ですからKindle fire HDを買うかどうか判断するには他の機器との比較ではなく、自分が楽しみたいコンテンツがAmazonに揃っているかどうかで判断することが重要になります。

現在Amazonで提供されているコンテンツは、書籍、音楽、アプリ、この3つです。

書籍は数はまだまだこれからというところですが世界最大規模の書籍マーケットであるAmazonのことですからこれから急速に増えていくことが予想できます。

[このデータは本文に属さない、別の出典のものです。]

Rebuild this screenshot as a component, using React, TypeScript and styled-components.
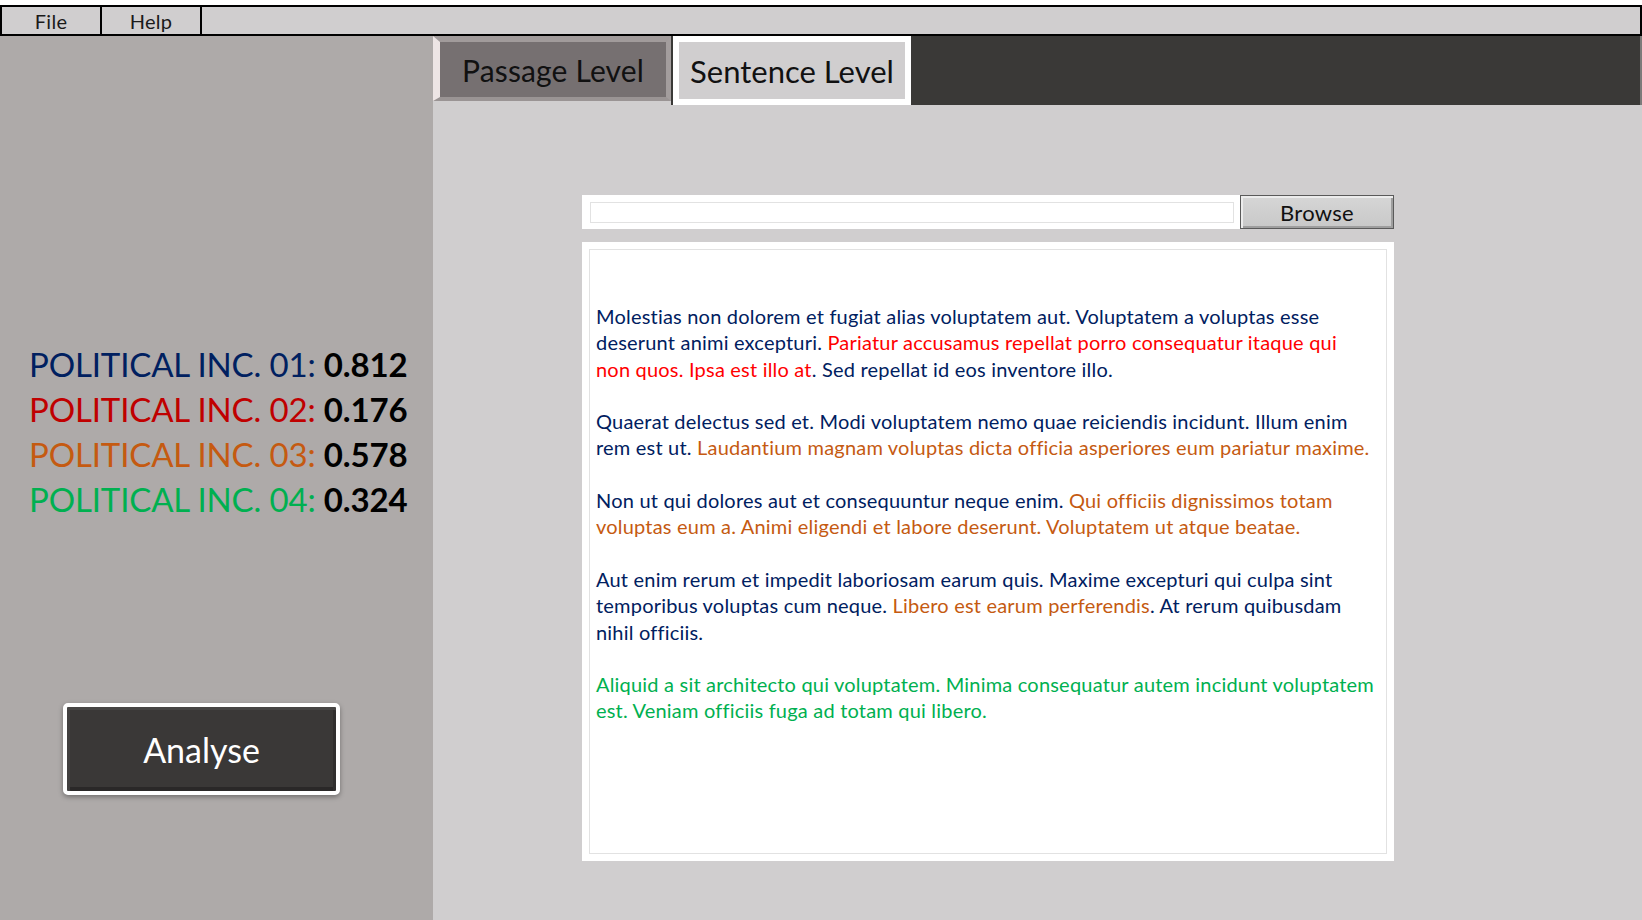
import React from 'react';
import styled, { createGlobalStyle } from 'styled-components';

const GlobalStyle = createGlobalStyle`
  html, body { margin: 0; padding: 0; background: #ffffff; }
  body { font-family: Lato, "Open Sans", sans-serif; }
  #root { width: 1642px; height: 920px; }
`;

const Page = styled.div`
  width: 1642px;
  height: 920px;
  padding-top: 5px;
  box-sizing: border-box;
  display: flex;
  flex-direction: column;
  overflow: hidden;
`;

const MenuBar = styled.div`
  display: flex;
  height: 31px;
  flex: none;
  box-sizing: border-box;
  border: 2px solid #000;
  background: #d0cecf;
`;

const MenuItem = styled.div`
  width: 98px;
  border-right: 2px solid #000;
  display: flex;
  align-items: center;
  justify-content: center;
  font-size: 20px;
  letter-spacing: 0.3px;
  color: #1a1a1a;
`;

const Body = styled.div`
  flex: 1;
  display: flex;
  min-height: 0;
`;

const Sidebar = styled.aside`
  width: 433px;
  flex: none;
  background: #aeaaa9;
  display: flex;
  flex-direction: column;
  align-items: flex-start;
  padding: 306px 0 0 29px;
  box-sizing: border-box;
`;

const ScoreList = styled.div`
  display: flex;
  flex-direction: column;
`;

const ScoreLine = styled.div<{ $color: string }>`
  font-size: 33px;
  line-height: 45px;
  height: 45px;
  color: ${(p) => p.$color};
  white-space: nowrap;
  letter-spacing: -0.15px;
`;

const ScoreValue = styled.span`
  color: #000;
  font-weight: 700;
`;

const AnalyseButton = styled.button`
  margin: 181px 0 0 34px;
  width: 277px;
  height: 92px;
  box-sizing: border-box;
  border: 4px solid #ffffff;
  border-radius: 5px;
  background: #3a3837;
  box-shadow: 0 2px 5px rgba(0, 0, 0, 0.35), inset 0 3px 0 #474544, inset 3px 0 0 #424040,
    inset -3px 0 0 #302e2e, inset 0 -4px 0 #2a2828;
  color: #ffffff;
  font-family: Lato, "Open Sans", sans-serif;
  font-size: 34px;
  padding: 0;
  cursor: pointer;
`;

const Main = styled.main`
  flex: 1;
  display: flex;
  flex-direction: column;
  background: #d0cecf;
  min-width: 0;
`;

const TabBar = styled.div`
  height: 69px;
  flex: none;
  display: flex;
  align-items: flex-start;
  gap: 2px;
  background: #3a3937;
  border-right: 2px solid #7c7a79;
`;

const Tab = styled.div<{ $active?: boolean }>`
  width: 238px;
  box-sizing: border-box;
  display: flex;
  align-items: center;
  justify-content: center;
  color: #111;
  ${(p) =>
    p.$active
      ? `
    height: 69px;
    border: 6px solid #ffffff;
    background: #d0cecf;
    font-size: 31px;
  `
      : `
    height: 65px;
    border-style: solid;
    border-width: 6px 5px 4px 7px;
    border-color: #a19b9b #a39d9d #9a9494 #ede5e5;
    background: #767071;
    box-shadow: 0 4px 0 #d0cecf;
    font-size: 30px;
    letter-spacing: 0.15px;
  `}
`;

const Content = styled.div`
  flex: 1;
  padding: 90px 0 0 149px;
`;

const Panel = styled.section`
  width: 812px;
  display: flex;
  flex-direction: column;
  gap: 13px;
`;

const BrowseRow = styled.div`
  height: 34px;
  display: flex;
  align-items: center;
  gap: 6px;
  background: #ffffff;
  padding-left: 8px;
`;

const PathInput = styled.input`
  width: 644px;
  height: 21px;
  box-sizing: border-box;
  border: 1px solid #e2e2e2;
  outline: none;
  background: #ffffff;
  padding: 0 4px;
`;

const BrowseButton = styled.button`
  flex: 1;
  height: 34px;
  box-sizing: border-box;
  border: 1px solid #5a5a5a;
  background: linear-gradient(#d6d6d6, #c8c8c8);
  box-shadow: inset 2px 2px 0 #ececec, inset -2px -2px 0 #9e9e9e;
  font-family: Lato, "Open Sans", sans-serif;
  font-size: 22px;
  letter-spacing: 0.3px;
  color: #111;
  padding: 0;
`;

const TextBox = styled.div`
  height: 619px;
  box-sizing: border-box;
  background: #ffffff;
  padding: 7px;
`;

const TextInner = styled.div`
  height: 100%;
  box-sizing: border-box;
  border: 1px solid #e2e2e2;
  padding: 53px 0 0 6px;
  font-size: 20px;
  letter-spacing: 0.2px;
  line-height: 26.3px;
  color: #002060;
  white-space: nowrap;
`;

const Para = styled.p`
  margin: 0 0 26.3px;
`;

const Hl = styled.span<{ $c: string }>`
  color: ${(p) => p.$c};
`;

const RED = '#ff0000';
const ORANGE = '#c55a11';
const GREEN = '#00b050';

const scores = [
  { label: 'POLITICAL INC. 01:', value: '0.812', color: '#002060' },
  { label: 'POLITICAL INC. 02:', value: '0.176', color: '#c00000' },
  { label: 'POLITICAL INC. 03:', value: '0.578', color: '#c55a11' },
  { label: 'POLITICAL INC. 04:', value: '0.324', color: '#00b050' },
];

export default function App() {
  return (
    <>
      <GlobalStyle />
      <Page>
        <MenuBar>
          <MenuItem>File</MenuItem>
          <MenuItem>Help</MenuItem>
        </MenuBar>
        <Body>
          <Sidebar>
            <ScoreList>
              {scores.map((s) => (
                <ScoreLine key={s.label} $color={s.color}>
                  {s.label} <ScoreValue>{s.value}</ScoreValue>
                </ScoreLine>
              ))}
            </ScoreList>
            <AnalyseButton>Analyse</AnalyseButton>
          </Sidebar>
          <Main>
            <TabBar>
              <Tab>Passage Level</Tab>
              <Tab $active>Sentence Level</Tab>
            </TabBar>
            <Content>
              <Panel>
                <BrowseRow>
                  <PathInput />
                  <BrowseButton>Browse</BrowseButton>
                </BrowseRow>
                <TextBox>
                  <TextInner>
                    <Para>
                      Molestias non dolorem et fugiat alias voluptatem aut. Voluptatem a voluptas esse
                      <br />
                      deserunt animi excepturi.{' '}
                      <Hl $c={RED}>Pariatur accusamus repellat porro consequatur itaque qui</Hl>
                      <br />
                      <Hl $c={RED}>non quos. Ipsa est illo at</Hl>. Sed repellat id eos inventore illo.
                    </Para>
                    <Para>
                      Quaerat delectus sed et. Modi voluptatem nemo quae reiciendis incidunt. Illum enim
                      <br />
                      rem est ut.{' '}
                      <Hl $c={ORANGE}>
                        Laudantium magnam voluptas dicta officia asperiores eum pariatur maxime.
                      </Hl>
                    </Para>
                    <Para>
                      Non ut qui dolores aut et consequuntur neque enim.{' '}
                      <Hl $c={ORANGE}>Qui officiis dignissimos totam</Hl>
                      <br />
                      <Hl $c={ORANGE}>
                        voluptas eum a. Animi eligendi et labore deserunt. Voluptatem ut atque beatae.
                      </Hl>
                    </Para>
                    <Para>
                      Aut enim rerum et impedit laboriosam earum quis. Maxime excepturi qui culpa sint
                      <br />
                      temporibus voluptas cum neque. <Hl $c={ORANGE}>Libero est earum perferendis</Hl>. At
                      rerum quibusdam
                      <br />
                      nihil officiis.
                    </Para>
                    <Para>
                      <Hl $c={GREEN}>
                        Aliquid a sit architecto qui voluptatem. Minima consequatur autem incidunt voluptatem
                        <br />
                        est. Veniam officiis fuga ad totam qui libero.
                      </Hl>
                    </Para>
                  </TextInner>
                </TextBox>
              </Panel>
            </Content>
          </Main>
        </Body>
      </Page>
    </>
  );
}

音楽配信は日本では11月に始まったばかりで、ラインナップは洋楽中心。購入画面で楽曲の分類が細かくされておらず、アーティスト指定買い以外の買い方が非常にやりづらいです。また本来ならばAmazonが提供するオンラインストレージに自分がiTunesなどで購入済みの楽曲をアップすることで、Kindle fire HDでもその楽曲を楽しめるようになるサービスがあるのですが、日本では著作権法の関係でこのサービスが利用できません。これがネックです(回避する方法はありますが。別記事で配信予定)。

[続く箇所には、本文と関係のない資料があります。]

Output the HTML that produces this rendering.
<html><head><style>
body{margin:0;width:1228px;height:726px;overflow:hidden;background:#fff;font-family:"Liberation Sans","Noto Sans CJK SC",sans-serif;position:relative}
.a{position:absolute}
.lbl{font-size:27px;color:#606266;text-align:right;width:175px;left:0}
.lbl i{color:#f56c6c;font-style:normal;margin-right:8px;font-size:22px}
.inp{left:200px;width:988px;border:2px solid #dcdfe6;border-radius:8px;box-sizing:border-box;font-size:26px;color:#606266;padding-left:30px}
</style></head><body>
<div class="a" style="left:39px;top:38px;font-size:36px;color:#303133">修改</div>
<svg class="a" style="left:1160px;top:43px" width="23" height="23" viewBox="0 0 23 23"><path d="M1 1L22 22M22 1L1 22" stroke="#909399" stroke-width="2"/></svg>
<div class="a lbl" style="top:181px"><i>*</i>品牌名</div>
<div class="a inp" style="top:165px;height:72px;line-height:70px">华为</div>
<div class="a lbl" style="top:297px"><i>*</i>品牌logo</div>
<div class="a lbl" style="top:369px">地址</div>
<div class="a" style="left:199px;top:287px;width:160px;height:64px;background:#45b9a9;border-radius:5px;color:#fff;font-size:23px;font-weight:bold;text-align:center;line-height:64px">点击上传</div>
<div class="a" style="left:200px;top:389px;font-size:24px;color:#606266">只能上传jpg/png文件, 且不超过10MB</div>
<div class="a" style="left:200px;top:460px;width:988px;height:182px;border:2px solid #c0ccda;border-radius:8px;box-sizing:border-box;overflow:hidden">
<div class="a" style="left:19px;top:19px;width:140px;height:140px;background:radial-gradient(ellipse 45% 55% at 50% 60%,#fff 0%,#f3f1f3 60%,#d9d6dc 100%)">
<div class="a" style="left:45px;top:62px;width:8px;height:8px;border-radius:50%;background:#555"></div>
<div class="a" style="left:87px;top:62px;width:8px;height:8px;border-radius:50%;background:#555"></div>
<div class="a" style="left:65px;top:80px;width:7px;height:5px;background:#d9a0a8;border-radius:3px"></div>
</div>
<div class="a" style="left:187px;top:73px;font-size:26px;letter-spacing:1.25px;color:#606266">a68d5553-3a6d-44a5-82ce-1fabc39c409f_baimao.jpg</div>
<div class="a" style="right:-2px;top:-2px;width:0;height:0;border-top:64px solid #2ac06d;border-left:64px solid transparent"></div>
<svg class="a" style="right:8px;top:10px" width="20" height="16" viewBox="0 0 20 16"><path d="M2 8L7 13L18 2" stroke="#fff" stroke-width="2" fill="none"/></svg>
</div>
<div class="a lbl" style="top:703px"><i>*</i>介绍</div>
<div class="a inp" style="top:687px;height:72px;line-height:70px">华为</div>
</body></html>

アプリはグーグルのPlayストアで配信されているアプリは一切使用できず、Kindle fire専用に提供されたアプリと勝手サイトでダウンロードできるAndroidアプリのみが使用できます。結果としてPlayストアと全く同じアプリが配信されている場合もありますが、Kindle fireをふつうのAndroidタブレットとして使用することを促すようなアプリは意図的に除外されている印象を受けます。

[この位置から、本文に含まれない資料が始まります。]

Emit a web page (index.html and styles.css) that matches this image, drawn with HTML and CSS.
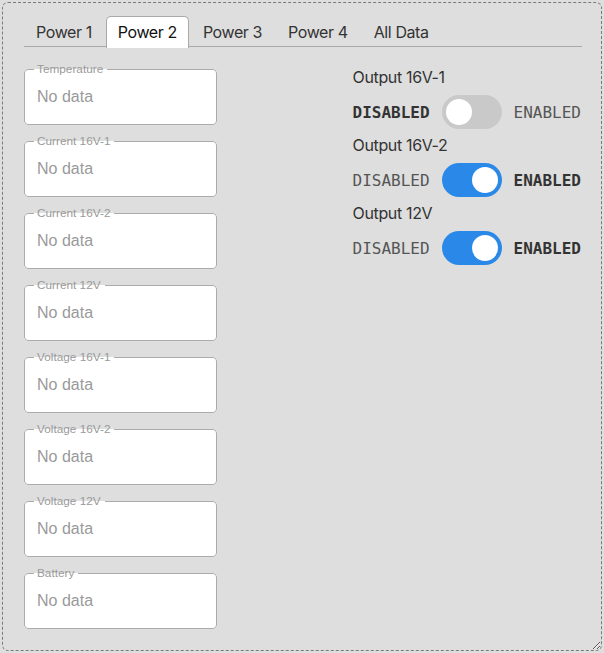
FILE: index.html
```html
<!DOCTYPE html>
<html>
<head>
<meta charset="utf-8">
<link rel="stylesheet" href="styles.css">
</head>
<body>
<div class="panel">
  <div class="tabs">
    <div class="tab">Power 1</div>
    <div class="tab active">Power 2</div>
    <div class="tab">Power 3</div>
    <div class="tab">Power 4</div>
    <div class="tab">All Data</div>
  </div>
  <div class="content">
    <div class="fields">
      <fieldset class="field"><legend>Temperature</legend><div class="value">No data</div></fieldset>
      <fieldset class="field"><legend>Current 16V-1</legend><div class="value">No data</div></fieldset>
      <fieldset class="field"><legend>Current 16V-2</legend><div class="value">No data</div></fieldset>
      <fieldset class="field"><legend>Current 12V</legend><div class="value">No data</div></fieldset>
      <fieldset class="field"><legend>Voltage 16V-1</legend><div class="value">No data</div></fieldset>
      <fieldset class="field"><legend>Voltage 16V-2</legend><div class="value">No data</div></fieldset>
      <fieldset class="field"><legend>Voltage 12V</legend><div class="value">No data</div></fieldset>
      <fieldset class="field"><legend>Battery</legend><div class="value">No data</div></fieldset>
    </div>
    <div class="outputs">
      <div class="output">
        <div class="out-title">Output 16V-1</div>
        <div class="switch-row">
          <span class="state on">DISABLED</span>
          <span class="toggle"><span class="knob"></span></span>
          <span class="state">ENABLED</span>
        </div>
      </div>
      <div class="output">
        <div class="out-title">Output 16V-2</div>
        <div class="switch-row">
          <span class="state">DISABLED</span>
          <span class="toggle checked"><span class="knob"></span></span>
          <span class="state on">ENABLED</span>
        </div>
      </div>
      <div class="output">
        <div class="out-title">Output 12V</div>
        <div class="switch-row">
          <span class="state">DISABLED</span>
          <span class="toggle checked"><span class="knob"></span></span>
          <span class="state on">ENABLED</span>
        </div>
      </div>
    </div>
  </div>
</div>
</body>
</html>
```
FILE: styles.css
```css
html, body {
  margin: 0;
  padding: 0;
  background: #dedede;
}
body {
  padding: 2px;
  font-family: Inter, "Liberation Sans", sans-serif;
}
.panel {
  box-sizing: border-box;
  width: 600px;
  height: 649px;
  border: 1px dashed #7a7a7a;
  border-radius: 6px;
  padding: 13px 19px 0 21px;
  resize: both;
  overflow: hidden;
}
.tabs {
  display: flex;
  gap: 2px;
  border-bottom: 1px solid #a9a9a9;
  height: 30px;
}
.tab {
  padding: 0 11px;
  height: 30px;
  line-height: 31px;
  font-size: 16px;
  letter-spacing: -0.4px;
  color: #333;
  border: 1px solid transparent;
  border-bottom: none;
  border-radius: 5px 5px 0 0;
}
.tab.active {
  background: #fff;
  border-color: #a9a9a9;
  height: 31px;
  margin-bottom: -1px;
  color: #111;
}
.content {
  display: flex;
  margin-top: 16px;
}
.fields {
  display: flex;
  flex-direction: column;
  gap: 10px;
  width: 193px;
}
.field {
  margin: 0;
  padding: 0 11px 0 9px;
  border: 1px solid #ababab;
  border-radius: 4px;
  background: #fff;
  min-width: 0;
}
.field legend {
  padding: 0 4px 0 3px;
  font-family: "Liberation Sans", Arial, sans-serif;
  font-size: 11.8px;
  line-height: 12px;
  color: #9a9a9a;
}
.value {
  padding: 12px 0 17px 3px;
  font-family: "Liberation Sans", Arial, sans-serif;
  font-size: 16px;
  line-height: 20px;
  color: #9a9a9a;
}
.outputs {
  margin-left: auto;
  padding-top: 4px;
  padding-right: 1px;
  display: flex;
  flex-direction: column;
  gap: 6px;
}
.output {
  display: flex;
  flex-direction: column;
  gap: 8px;
}
.out-title {
  font-size: 16px;
  line-height: 20px;
  letter-spacing: -0.35px;
  color: #333;
}
.switch-row {
  display: flex;
  align-items: center;
  gap: 12px;
}
.state {
  font-family: "DejaVu Sans Mono", "Liberation Mono", monospace;
  font-size: 16px;
  color: #555;
}
.state.on {
  font-weight: bold;
  color: #333;
}
.toggle {
  box-sizing: border-box;
  width: 60px;
  height: 34px;
  border-radius: 17px;
  background: #c9c9c9;
  padding: 4px;
  display: flex;
}
.toggle.checked {
  background: #2a89e8;
  justify-content: flex-end;
}
.knob {
  width: 26px;
  height: 26px;
  border-radius: 50%;
  background: #fff;
}
```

そして重要なコンテンツが映画です。映画の配信は日本のAmazonではまったく提供されていないため利用することができません。映画という超巨大コンテンツをまるまる利用できないのは大きいです。本国アメリカのAmazonでは年間6,500円ほどで映画見放題のサービスが提供されています。おそらく日本でも近いうち始まると思われますが、現時点でアナウンス等は一切されていません。ただ映画が全く見られないのかというとそんなことはなく、TSUTAYAオンラインなどのアプリを使ってみることができます。

以上、コンテンツ面で考慮してもKindle fire HDはまだまだ感の強い機器です。しかしそれでも筆者はKindle fire HDの購入を勧めたいと思います。

なぜかというと、それは書籍に関して「この商品を買った人はこんな商品も買っています」の表示が超高速で目立つ場所に表示されるので、今読んでいるものと関連した本に簡単にアクセスできるからです。そしてその場でサンプルをよみ、気に入れば購入することができます。しかも自宅のソファーで!寝転びながら!

もちろんAndroid向けに提供されているKindleアプリでも似たようなことはできなくもないのですが、ふた手間ほど余分に掛かります。このふた手間はとても大きいです。また戦略上、このふた手間をAmazonが改良してくることはないでしょう。

というわけでまとめますと、Kindle fire HDはコンテンツはまだまだだけれど書籍の購入体験が素晴らしいので”買い”だということになります。

最後に主にハードウェア的な面でみなさんが気になりそうなところを記述しておきます。

全体的な質感はNexus7より高いです。Nexus7は背面や外枠の素材の兼ね合いで中身スカスカ感がありましたが、Kindle fire HDは中身がぎっちり詰まっている感じがして、いい買い物をしたと思わせるものがあります。

液晶は綺麗です。ppi(ドットの細かさ)はNexus7と同じですがガラスにフィルターやら何やら加工が施してあるようでどの角度から見ても見やすいです。Nexus7はガラスに埋め込まれたタッチセンサーがうっすらと見えていて綺麗とはいえません。また私が買ったNexus7には今どきドット欠けが数個も(!)あり、ネットで調べるとドット欠けを指摘している人が少なからずいました。Kindle fire HDの液晶は白色が黄色がかっていて気になりますが、この点を除けば綺麗な液晶といえます。

スピーカーの音質はタブレットにしては最高レベルです。ドルビーサラウンド効果で立体感は強く感じられます。とはいってもタブレットに内蔵できるような大きさでズシンと響く低音域やら豊かな中音域は望むべくもありません。いい音で聞きたい人はヘッドフォンを差すか、HDMI出力で自宅のオーディオシステムにつなぐのがよいでしょう。

HDMI出力機能ですが、ケーブルを買ってきて自宅のテレビに差し込めばKindle fire HDの画面がそのままテレビに表示されます。Kindle fire HDとテレビ、両方が表示された状態になります。今後、映画配信が始まったら重要な機能になるでしょう。Nexus7にはHDMI出力機能はありません。

最後にPlayストアについて。Playストアからは一切のアプリをダウンロードできません。またグーグル製のアプリがAmazonで配信されることもないと思います。つまりchromeやYoutube、Gmail、マップアプリなどは使えないと言うことです。こういった機能を存分に使いたい方はNexus7の購入をお勧めします。

以上、Kindle fire HDの購入を検討している方は参考にしてみて下さい。